* **WHAT IS REQUIRED**
Pull out every line containing the string "size".
>> BEGIN COLLECTED DATA
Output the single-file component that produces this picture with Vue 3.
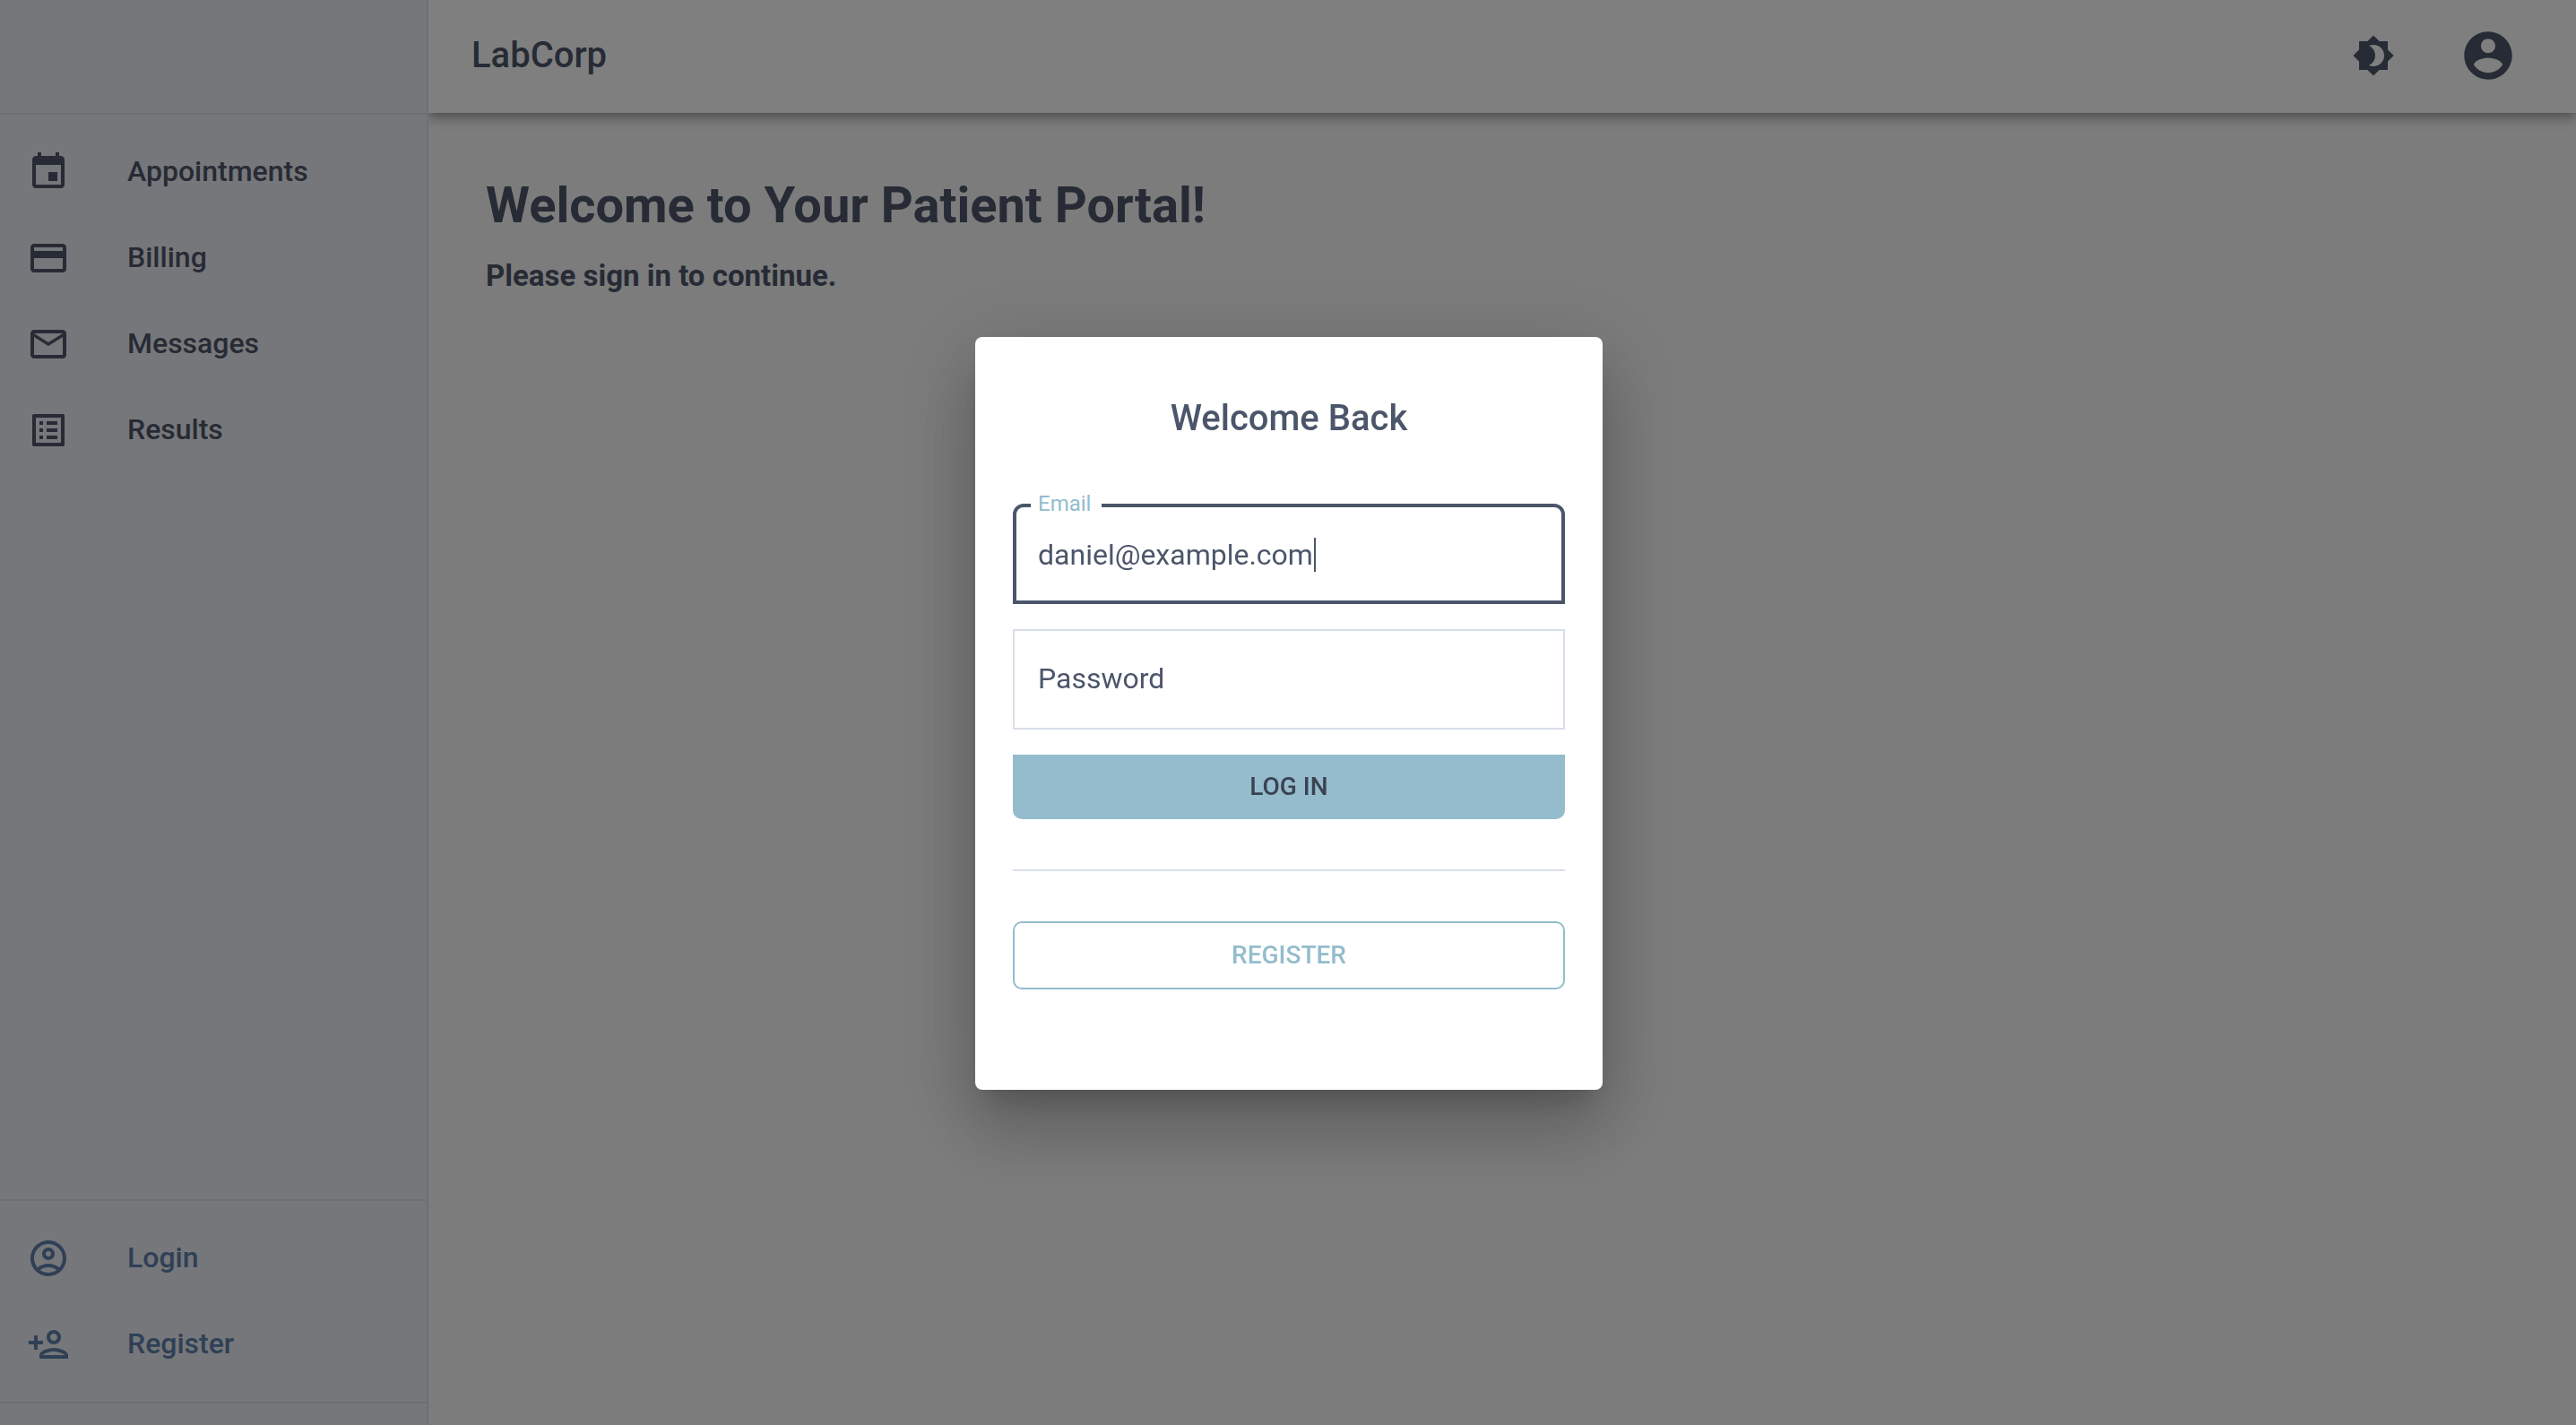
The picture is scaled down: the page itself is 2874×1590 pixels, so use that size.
<script setup>
import { ref } from 'vue'

const mainLinks = [
  {
    label: 'Appointments',
    icon: 'M17 12h-5v5h5v-5zM16 1v2H8V1H6v2H5c-1.11 0-1.99.9-1.99 2L3 19c0 1.1.89 2 2 2h14c1.1 0 2-.9 2-2V5c0-1.1-.9-2-2-2h-1V1h-2zm3 18H5V8h14v11z'
  },
  {
    label: 'Billing',
    icon: 'M20 4H4c-1.11 0-1.99.89-1.99 2L2 18c0 1.11.89 2 2 2h16c1.11 0 2-.89 2-2V6c0-1.11-.89-2-2-2zm0 14H4v-6h16v6zm0-10H4V6h16v2z'
  },
  {
    label: 'Messages',
    icon: 'M20 4H4c-1.1 0-1.99.9-1.99 2L2 18c0 1.1.9 2 2 2h16c1.1 0 2-.9 2-2V6c0-1.1-.9-2-2-2zm0 14H4V8l8 5 8-5v10zm-8-7L4 6h16l-8 5z'
  },
  {
    label: 'Results',
    icon: 'M19 5v14H5V5h14m1.1-2H3.9c-.5 0-.9.4-.9.9v16.2c0 .4.4.9.9.9h16.2c.4 0 .9-.5.9-.9V3.9c0-.5-.5-.9-.9-.9zM11 7h6v2h-6V7zm0 4h6v2h-6v-2zm0 4h6v2h-6zM7 7h2v2H7zm0 4h2v2H7zm0 4h2v2H7z'
  }
]

const accountLinks = [
  {
    label: 'Login',
    icon: 'M12 2C6.48 2 2 6.48 2 12s4.48 10 10 10 10-4.48 10-10S17.52 2 12 2zM7.35 18.5C8.66 17.56 10.26 17 12 17s3.34.56 4.65 1.5C15.34 19.44 13.74 20 12 20s-3.34-.56-4.65-1.5zm10.79-1.38C16.45 15.8 14.32 15 12 15s-4.45.8-6.14 2.12C4.7 15.73 4 13.95 4 12c0-4.42 3.58-8 8-8s8 3.58 8 8c0 1.95-.7 3.73-1.86 5.12zM12 6c-1.93 0-3.5 1.57-3.5 3.5S10.07 13 12 13s3.5-1.57 3.5-3.5S13.93 6 12 6zm0 5c-.83 0-1.5-.67-1.5-1.5S11.17 8 12 8s1.5.67 1.5 1.5S12.83 11 12 11z'
  },
  {
    label: 'Register',
    icon: 'M15 12c2.21 0 4-1.79 4-4s-1.79-4-4-4-4 1.79-4 4 1.79 4 4 4zm0-6c1.1 0 2 .9 2 2s-.9 2-2 2-2-.9-2-2 .9-2 2-2zm0 8c-2.67 0-8 1.34-8 4v2h16v-2c0-2.66-5.33-4-8-4zm-6 4c.22-.72 3.31-2 6-2 2.7 0 5.8 1.29 6 2H9zm-3-3v-3h3v-2H6V7H4v3H1v2h3v3z'
  }
]

const email = ref('daniel@example.com')
const password = ref('')
</script>

<template>
  <div class="portal">
    <aside class="drawer">
      <div class="drawer-top"></div>
      <nav class="links" aria-label="Main">
        <a v-for="link in mainLinks" :key="link.label" class="link" href="#">
          <svg class="icon" viewBox="0 0 24 24" aria-hidden="true"><path :d="link.icon" /></svg>
          <span class="link-text">{{ link.label }}</span>
        </a>
      </nav>
      <nav class="links account" aria-label="Account">
        <a v-for="link in accountLinks" :key="link.label" class="link" href="#">
          <svg class="icon" viewBox="0 0 24 24" aria-hidden="true"><path :d="link.icon" /></svg>
          <span class="link-text">{{ link.label }}</span>
        </a>
      </nav>
    </aside>

    <div class="page">
      <header class="appbar">
        <span class="brand">LabCorp</span>
        <button class="icon-button" type="button" aria-label="Toggle theme">
          <svg class="icon" viewBox="0 0 24 24" aria-hidden="true">
            <path d="M20 8.69V4h-4.69L12 .69 8.69 4H4v4.69L.69 12 4 15.31V20h4.69L12 23.31 15.31 20H20v-4.69L23.31 12 20 8.69zM12 18c-.89 0-1.74-.2-2.5-.55C11.56 16.5 13 14.42 13 12s-1.44-4.5-3.5-5.45C10.26 6.2 11.11 6 12 6c3.31 0 6 2.69 6 6s-2.69 6-6 6z" />
          </svg>
        </button>
        <button class="icon-button" type="button" aria-label="Account">
          <svg class="icon large" viewBox="0 0 24 24" aria-hidden="true">
            <path d="M12 2C6.48 2 2 6.48 2 12s4.48 10 10 10 10-4.48 10-10S17.52 2 12 2zm0 3c1.66 0 3 1.34 3 3s-1.34 3-3 3-3-1.34-3-3 1.34-3 3-3zm0 14.2c-2.5 0-4.71-1.28-6-3.22.03-1.99 4-3.08 6-3.08 1.99 0 5.97 1.09 6 3.08-1.29 1.94-3.5 3.22-6 3.22z" />
          </svg>
        </button>
      </header>
      <main class="content">
        <h1>Welcome to Your Patient Portal!</h1>
        <p>Please sign in to continue.</p>
      </main>
    </div>

    <div class="backdrop">
      <form class="dialog" role="dialog" aria-labelledby="dialog-title" @submit.prevent>
        <h2 id="dialog-title">Welcome Back</h2>
        <div class="field focused">
          <label for="email">Email</label>
          <input id="email" v-model="email" type="text" autocomplete="off" />
          <span class="caret"></span>
        </div>
        <div class="field">
          <input id="password" v-model="password" type="password" placeholder="Password" aria-label="Password" />
        </div>
        <button class="login" type="submit">LOG IN</button>
        <hr />
        <button class="register" type="button">REGISTER</button>
      </form>
    </div>
  </div>
</template>

<style>
body {
  margin: 0;
}
</style>

<style scoped>
.portal,
.portal * {
  box-sizing: border-box;
}

.portal {
  display: flex;
  min-height: 100vh;
  background: #f8f8f8;
  color: #4c566a;
  font-family: Roboto, sans-serif;
  font-size: 32px;
  line-height: 48px;
}

.drawer {
  position: relative;
  z-index: 1;
  display: flex;
  flex-direction: column;
  flex: 0 0 478px;
  padding-bottom: 24px;
  background: #eceff4;
  border-right: 2px solid #d8dee9;
}

.drawer-top {
  height: 128px;
  border-bottom: 2px solid #d8dee9;
}

.links {
  display: flex;
  flex-direction: column;
  padding: 16px 0;
}

.account {
  margin-top: auto;
  border-top: 2px solid #d8dee9;
  border-bottom: 2px solid #d8dee9;
}

.link {
  display: flex;
  align-items: center;
  gap: 64px;
  height: 96px;
  padding: 0 30px;
  color: #4c566a;
  font-weight: 500;
  text-decoration: none;
}

.account .link {
  color: #5e81ac;
}

.link-text {
  padding-bottom: 2px;
}

.icon {
  display: block;
  width: 48px;
  height: 48px;
  fill: currentColor;
}

.icon.large {
  width: 64px;
  height: 64px;
}

.page {
  flex: 1;
  min-width: 0;
}

.appbar {
  display: flex;
  align-items: center;
  gap: 24px;
  height: 126px;
  padding: 0 42px 2px 48px;
  background: #fff;
  box-shadow: 0 4px 8px -2px rgba(0, 0, 0, 0.2), 0 8px 10px rgba(0, 0, 0, 0.14), 0 2px 20px rgba(0, 0, 0, 0.12);
}

.brand {
  flex: 1;
  font-size: 40px;
  font-weight: 500;
}

.icon-button {
  padding: 24px;
  border: 0;
  background: none;
  color: inherit;
}

.content {
  padding: 64px;
}

h1 {
  margin: 0;
  font-size: 56px;
  line-height: 78px;
  font-weight: 700;
}

.content p {
  margin: 16px 0 0;
  font-size: 33px;
  font-weight: 700;
}

.backdrop {
  position: fixed;
  inset: 0;
  z-index: 2;
  display: flex;
  align-items: center;
  justify-content: center;
  padding: 2px 0 0 2px;
  background: rgba(0, 0, 0, 0.5);
}

.dialog {
  display: flex;
  flex-direction: column;
  width: 700px;
  padding: 61px 42px 112px;
  border-radius: 8px;
  background: #fff;
  box-shadow: 0 22px 30px -14px rgba(0, 0, 0, 0.2), 0 48px 76px 6px rgba(0, 0, 0, 0.14), 0 18px 92px 16px rgba(0, 0, 0, 0.12);
}

h2 {
  margin: 0 0 65px;
  font-size: 40px;
  line-height: 60px;
  font-weight: 500;
  text-align: center;
}

.field {
  position: relative;
  margin-bottom: 28px;
}

.field input {
  display: block;
  width: 100%;
  height: 112px;
  padding: 0 26px 2px;
  border: 2px solid #d8dee9;
  border-radius: 0;
  outline: 0;
  background: #fff;
  color: #4c566a;
  font: inherit;
}

.field input::placeholder {
  color: #4c566a;
  opacity: 1;
}

.field.focused input {
  padding: 2px 24px 0;
  border: 4px solid #4c566a;
  border-radius: 12px 12px 0 0;
}

.field label {
  position: absolute;
  top: -16px;
  left: 20px;
  padding: 0 12px 0 8px;
  background: #fff;
  color: #94bccd;
  font-size: 24px;
  line-height: 32px;
}

.caret {
  position: absolute;
  top: 38px;
  left: 336px;
  width: 2px;
  height: 38px;
  background: #4c566a;
}

.login,
.register {
  font-family: inherit;
  font-size: 28px;
  line-height: 48px;
  font-weight: 500;
}

.login {
  padding: 12px;
  border: 0;
  border-radius: 0 0 10px 10px;
  background: #94bccd;
  color: #3b4252;
}

.register {
  padding: 12px;
  border: 2px solid #94bccd;
  border-radius: 10px;
  background: #fff;
  color: #94bccd;
}

hr {
  width: 100%;
  height: 2px;
  margin: 56px 0;
  border: 0;
  background: #d8dee9;
}
</style>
>> END COLLECTED DATA
* **FINAL RESULT**
The picture is scaled down: the page itself is 2874×1590 pixels, so use that size.
  font-size: 32px;
  font-size: 40px;
  font-size: 56px;
  font-size: 33px;
  font-size: 40px;
  font-size: 24px;
  font-size: 28px;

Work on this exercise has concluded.